Continuous Random Variables

As mentioned previously, each time you open a new RStudio session, you need to run the following three commands.

require(mosaic)
require(openintro)
require(MASS)

We’re going to look at the males data set, a sample of 250 adult men’s recorded height in centimeters. This is a subset of the data included with the NHANES package.

First, we read in the dataset.

males<-read.csv("http://www.math.usu.edu/cfairbourn/Stat2300/RStudioFiles/data/males.csv")

We’ll use the hist() function to construct a frequency histogram of the heights

hist(males$height, 
     main = "Heights of Adult Men", #Include a chart title
     xlab = "Height in centimeters", #Change the label for the x-axis
     col = "skyblue", #Change the fill color of the histogram
     breaks = seq(140, 210, 2.5),
     xaxt = 'n') #This leaves the x-axis blank so we can specify the tick marks ourselves.
axis(side = 1, at = seq(145, 210, 2.5)) #This sets the tick marks every 2.5, starting at 140 and ending at 210.
abline(v = 174, col = "red", lwd = 3) #Add in a thick vertical line at x=174

Use the tally() function to count the men that have a height less than or equal to 170 cm.

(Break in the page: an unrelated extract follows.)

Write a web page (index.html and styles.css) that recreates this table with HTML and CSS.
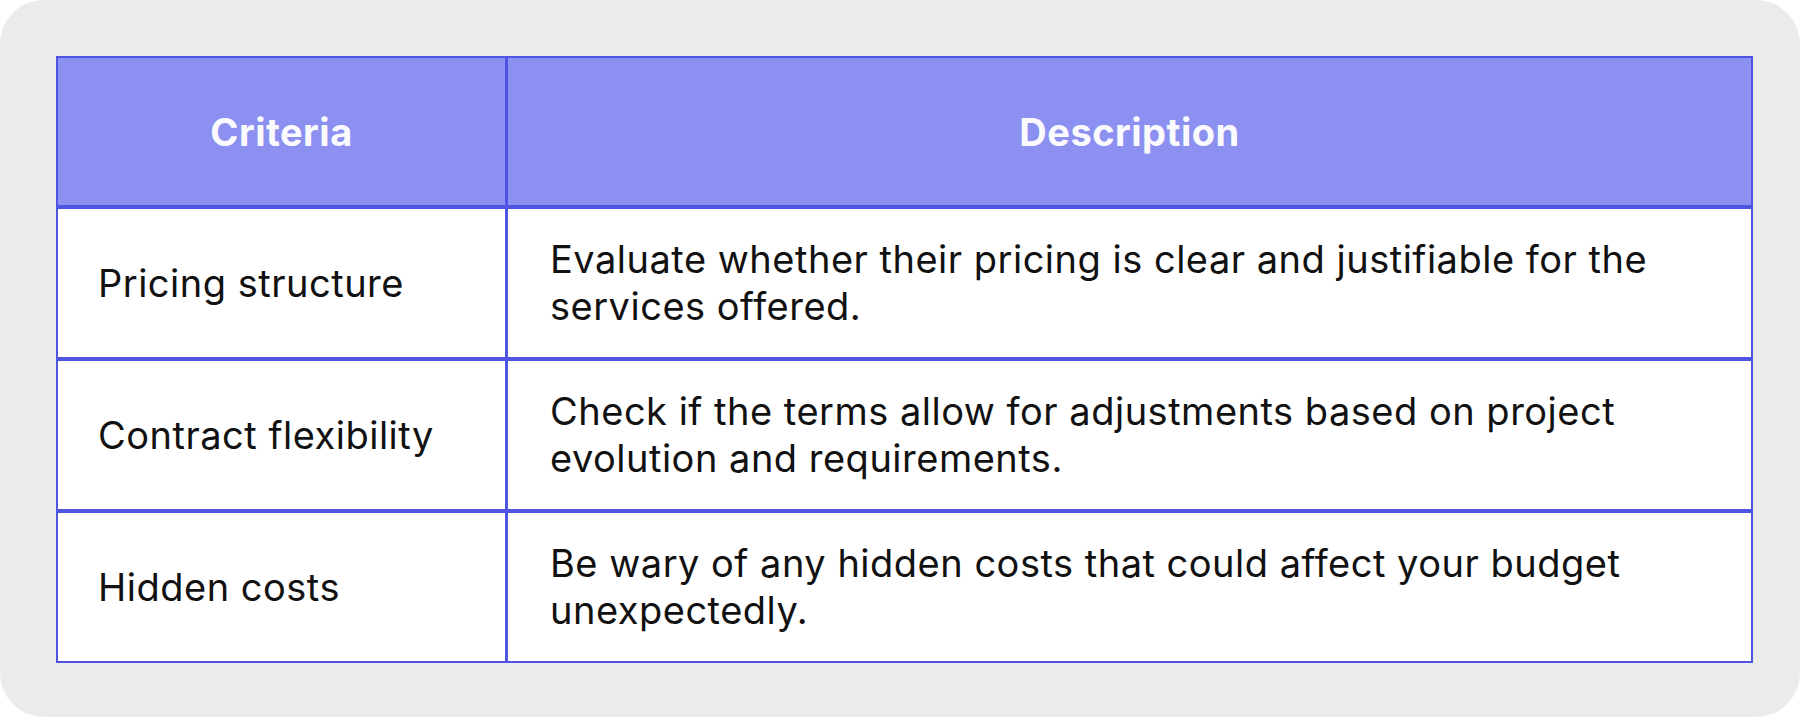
FILE: index.html
```html
<!DOCTYPE html>
<html lang="en">
<head>
<meta charset="utf-8">
<title>Criteria table</title>
<link rel="stylesheet" href="styles.css">
</head>
<body>
<main class="card">
  <table class="criteria-table">
    <colgroup>
      <col class="col-criteria">
      <col class="col-description">
    </colgroup>
    <thead>
      <tr class="head-row">
        <th>Criteria</th>
        <th>Description</th>
      </tr>
    </thead>
    <tbody>
      <tr class="body-row">
        <td>Pricing structure</td>
        <td>Evaluate whether their pricing is clear and justifiable for the services offered.</td>
      </tr>
      <tr class="body-row">
        <td>Contract flexibility</td>
        <td>Check if the terms allow for adjustments based on project evolution and requirements.</td>
      </tr>
      <tr class="body-row">
        <td>Hidden costs</td>
        <td>Be wary of any hidden costs that could affect your budget unexpectedly.</td>
      </tr>
    </tbody>
  </table>
</main>
</body>
</html>
```
FILE: styles.css
```css
* {
  box-sizing: border-box;
}

html, body {
  margin: 0;
  padding: 0;
  background: #ffffff;
}

body {
  width: 1800px;
  height: 717px;
  font-family: "Inter", "Noto Sans", "Liberation Sans", sans-serif;
}

.card {
  width: 1800px;
  height: 717px;
  background: #ebebeb;
  border-radius: 44px;
  padding: 56px 47px 56px 56px;
}

.criteria-table {
  width: 1697px;
  border-collapse: separate;
  border-spacing: 0;
  table-layout: fixed;
}

.col-criteria {
  width: 450px;
}

.criteria-table th,
.criteria-table td {
  border: 2px solid #5054e2;
  padding: 0 42px;
  vertical-align: middle;
}

.criteria-table th:first-child,
.criteria-table td:first-child {
  border-right-width: 1px;
}

.criteria-table td:first-child {
  padding-left: 40px;
}

.criteria-table th {
  background: #8c91f1;
  color: #fbfbff;
  font-weight: 700;
  font-size: 38px;
  text-align: center;
  letter-spacing: 0.5px;
}

.criteria-table td {
  background: #ffffff;
  color: #111111;
  font-weight: 400;
  font-size: 38px;
  line-height: 47px;
  text-align: left;
  letter-spacing: 0.5px;
}

.head-row {
  height: 151px;
}

.body-row {
  height: 152px;
}
```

tally(~height <= 174, data = males)
## height <= 174
##  TRUE FALSE 
##    98   152

You can use this information to calculate the proportion of men in the data set that have a height less than or equal to 170 cm.

Construct a density histogram of the heights.

hist(males$height, 
     prob = TRUE, #Specify that you want a density histogram
     main = "Heights of Adult Men", #Include a chart title
     xlab = "Height in centimeters", #Change the label for the x-axis
     col = "skyblue", #Change the fill color of the histogram
     breaks = seq(140, 210, 2.5),
     xaxt = 'n') #This leaves the x-axis blank so we can specify the tick marks ourselves.
axis(side = 1, at = seq(145, 210, 2.5)) #This sets the tick marks every 2.5, starting at 140 and ending at 210.
abline(v = 174, col = "red", lwd = 3) #Add in a thick vertical line at x=174
#Add in the normal curve overlay
points(seq(140, 210, length.out=500),
       dnorm(seq(140, 210, length.out=500),
             mean(males$height), sd(males$height)), type="l", col="darkblue", lwd=2)

Calculate the area under the normal curve less than 174.

pnorm(174, mean=mean(males$height), sd=sd(males$height))
## [1] 0.3852858